Testing different ad creatives, targeting options, and placements is part of the optimization process. Try new ad copy that better matches the landing page. Adjust audience targeting to focus on higher-intent segments. Test different landing page headlines.
Set a two-week optimization window. Make your changes, then reassess. If performance improves, keep going. If it doesn't, you've got a red flag campaign disguised as a yellow flag. Kill it and move on.
Your Monthly Ad Audit Ritual
Certainty about ad performance doesn't come from staring at dashboards daily. It comes from regular, focused review of the right metrics. Here's a simple monthly ritual that replaces dashboard anxiety with proactive control.

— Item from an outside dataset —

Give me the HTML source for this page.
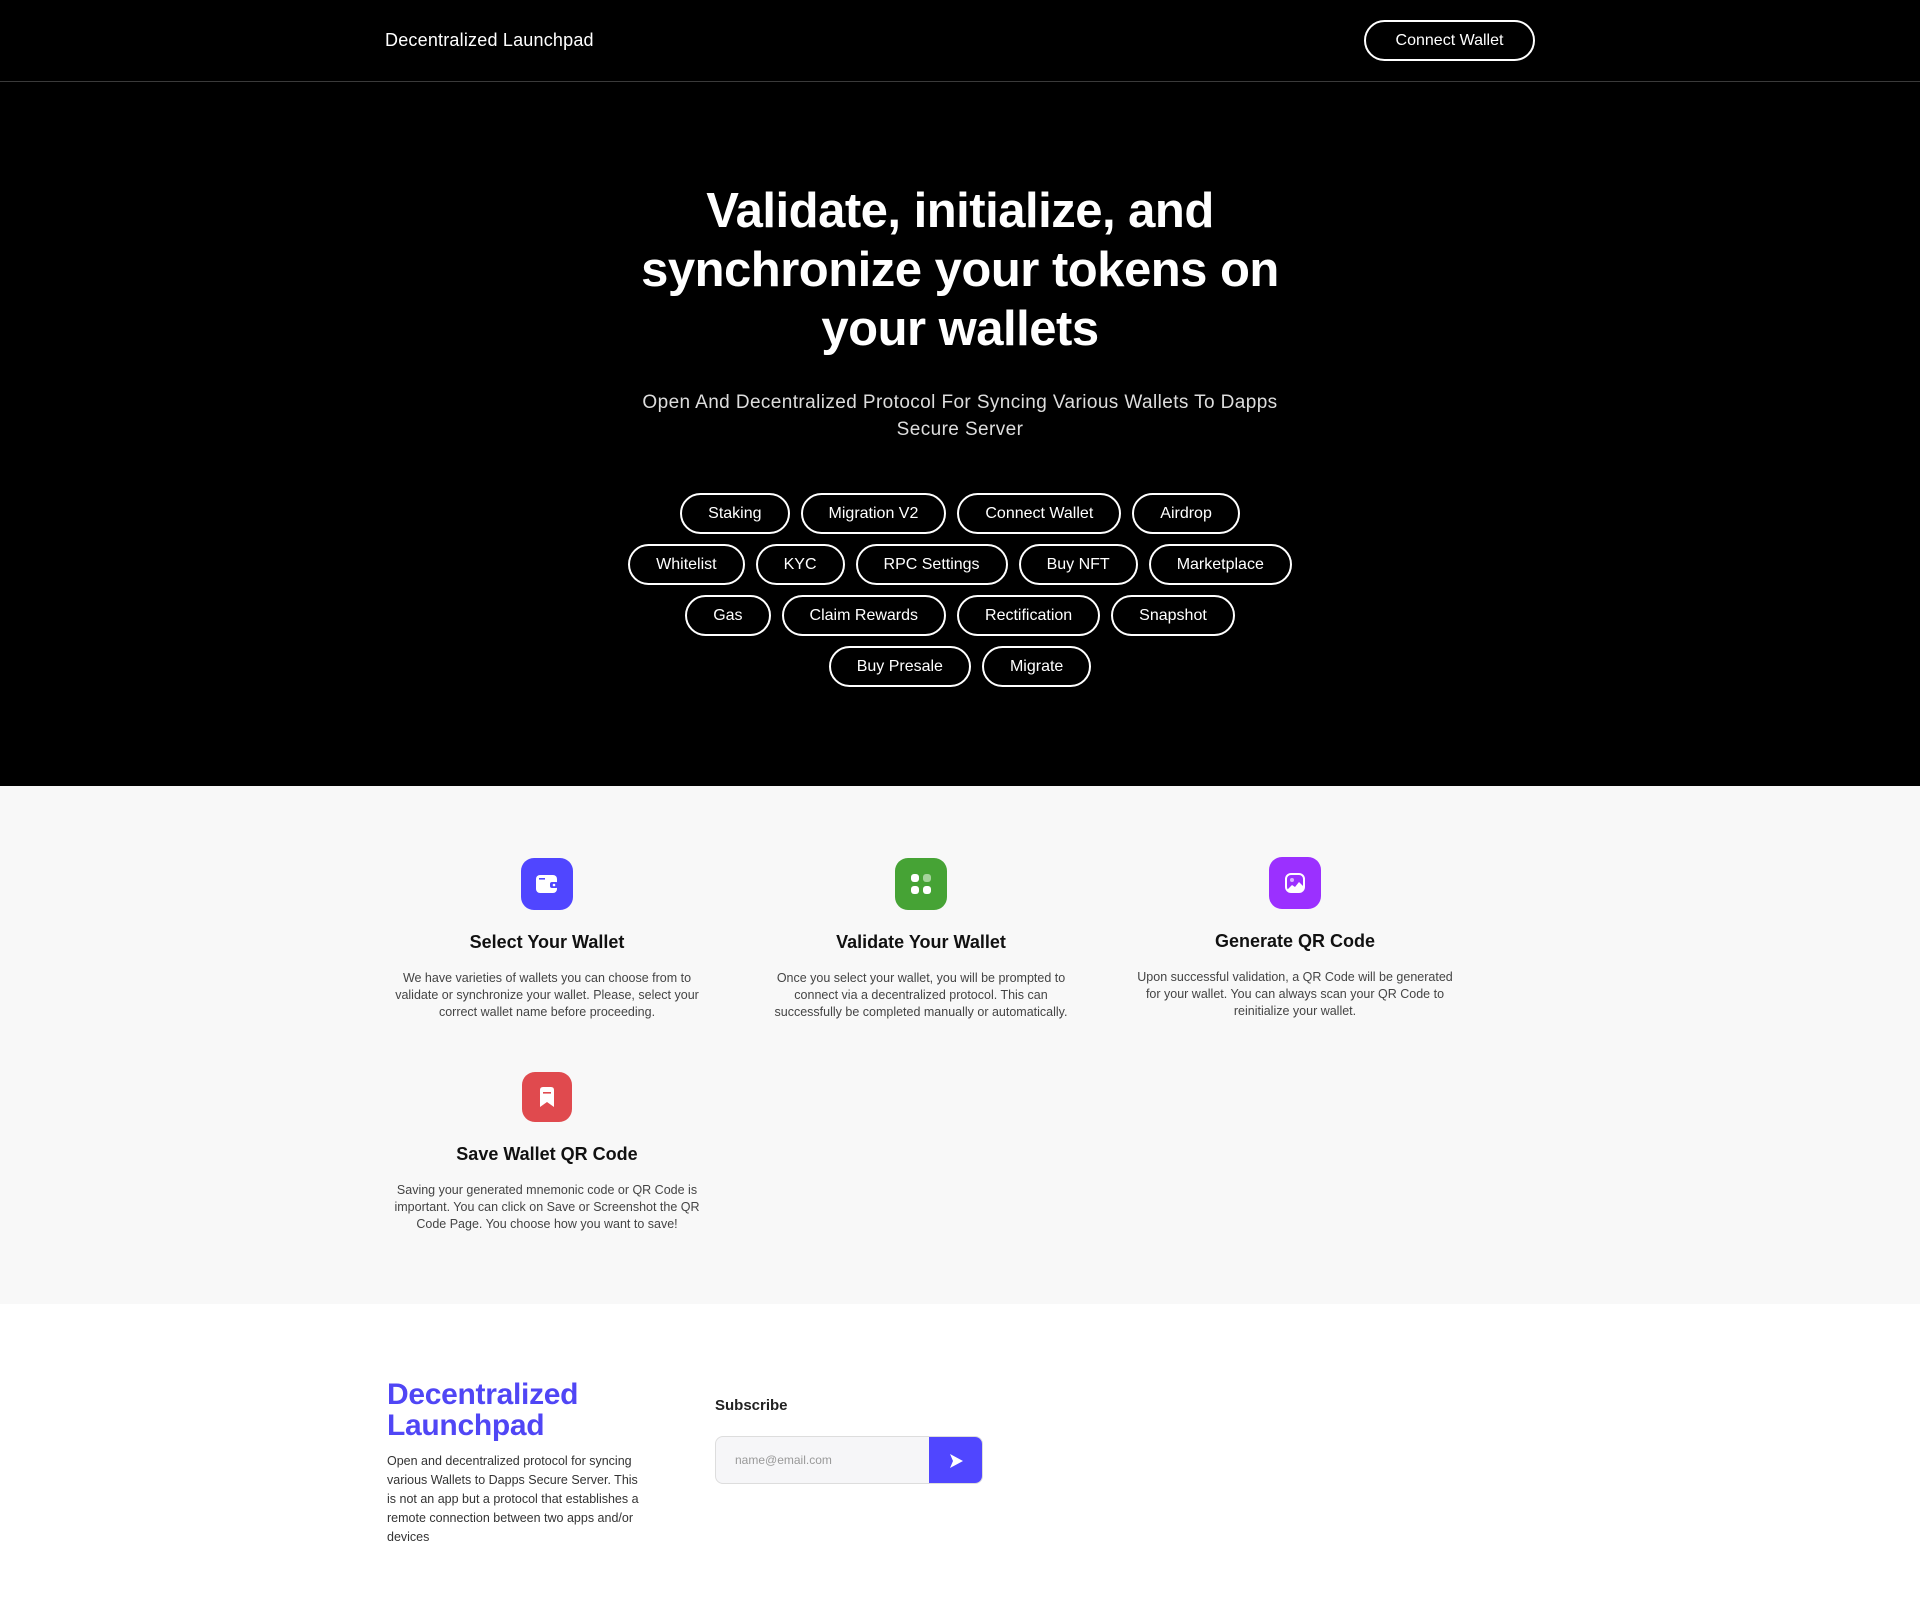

Block 30 minutes on your calendar each month. Same day, same time. Treat it like any other important business meeting.
Review CPA, ROAS, and conversion rate for each campaign. Write down the numbers. Compare them to last month. Look for trends, not just snapshots.
Identify your worst performer. Use the criteria from earlier: highest CPA, lowest ROAS, or lowest conversion rate with sufficient data.
Run the 48-hour pause test. Pause the worst performer, track what changes, and compare before and after.
Decide: kill or optimize. Use the red flag and yellow flag framework. If it's a red flag, pause it permanently and reallocate the budget. If it's a yellow flag, make specific changes and set a two-week review date.
This ritual keeps you in control. Success in advertising comes from spending wisely, not spending more. You're not trying to analyze everything. You're trying to identify what's working, what's not, and what to do about it.
If you're finding it difficult to track which campaigns are actually generating leads versus just clicks, Lead Recorder specializes in connecting ad spend to real business outcomes. It shows you exactly which ads are bringing in qualified leads, making these monthly audits faster and more accurate.
The goal isn't exhaustive analysis. It's a sustainable habit that gives you confidence in your ad spend. Thirty minutes a month is all it takes to know for sure whether your Google Ads are working.